HONOLULU (AP) — Ahead of the anniversary of the overthrow of the Hawaiian Kingdom 122 years ago, many Hawaiians are pushing for more sovereignty from the rest of the United States. Some favor a form of tribal recognition for native Hawaiians, but increasingly, the debate has been dominated by groups who want to restore the Hawaiian Kingdom and secede from the United States.
Below is a brief history of how the Pacific archipelago came to belong to the U.S. and an explanation of the debate over future of Hawaii's indigenous people.
The history of Hawaii's annexation by the U.S. still feels raw to many Hawaiians. The island chain was ruled by kings and queens until 1893. The kingdom was overthrown on Jan. 17, 1893 by a group of American businessmen with help from the U.S. military, over the protests of Hawaii's last monarch, Queen Lydia Liliuokalani.
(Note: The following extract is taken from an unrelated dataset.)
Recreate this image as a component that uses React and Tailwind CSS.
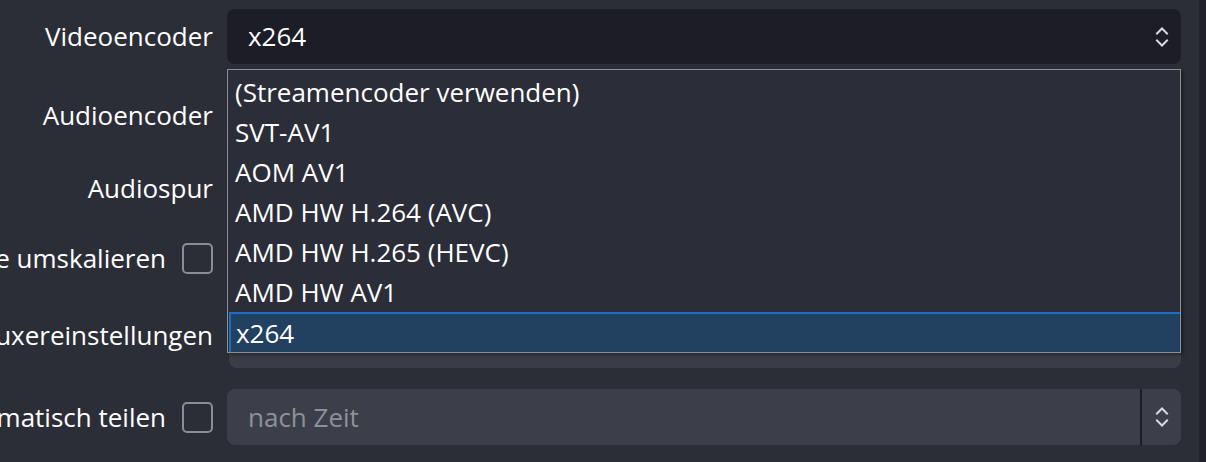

The islands were annexed by the United States five years later, and Hawaii became a state in 1959.
King Kamehameha III sought to protect the Hawaiian Kingdom from foreign dominance and sent delegates to the United States and Europe. In 1843, the United Kingdom and France recognized Hawaii's independence, and Hawaii later signed international treaties with the United States, Austria, Italy, Japan and other nations. The flag of the Hawaiian Kingdom pays homage to England and France for their early recognition of the kingdom. Its design includes elements of both European countries' flags.
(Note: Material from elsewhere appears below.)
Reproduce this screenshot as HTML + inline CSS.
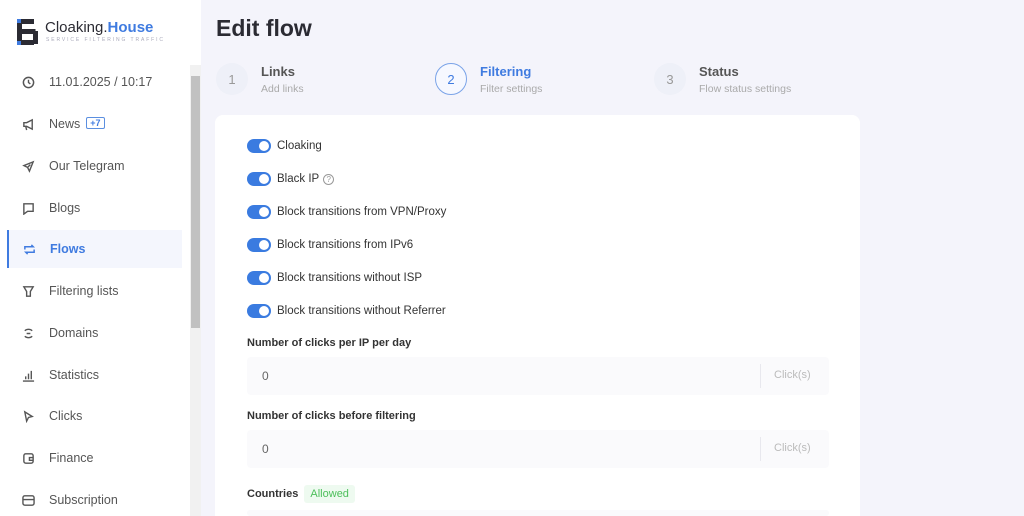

After years of lobbying by advocates, the U.S. government is considering extending to Native Hawaiians the same type of tribal recognition that many American Indian tribes have had for generations. Moderates believe it's a far more realistic goal than achieving independence. But several groups are dedicated to ending what they call the occupation of Hawaii, seizing on arguments by legal scholars who say the kingdom's overthrow was illegal. Those groups have proposals including drafting a new constitution, though so far, they have not agreed on a path forward.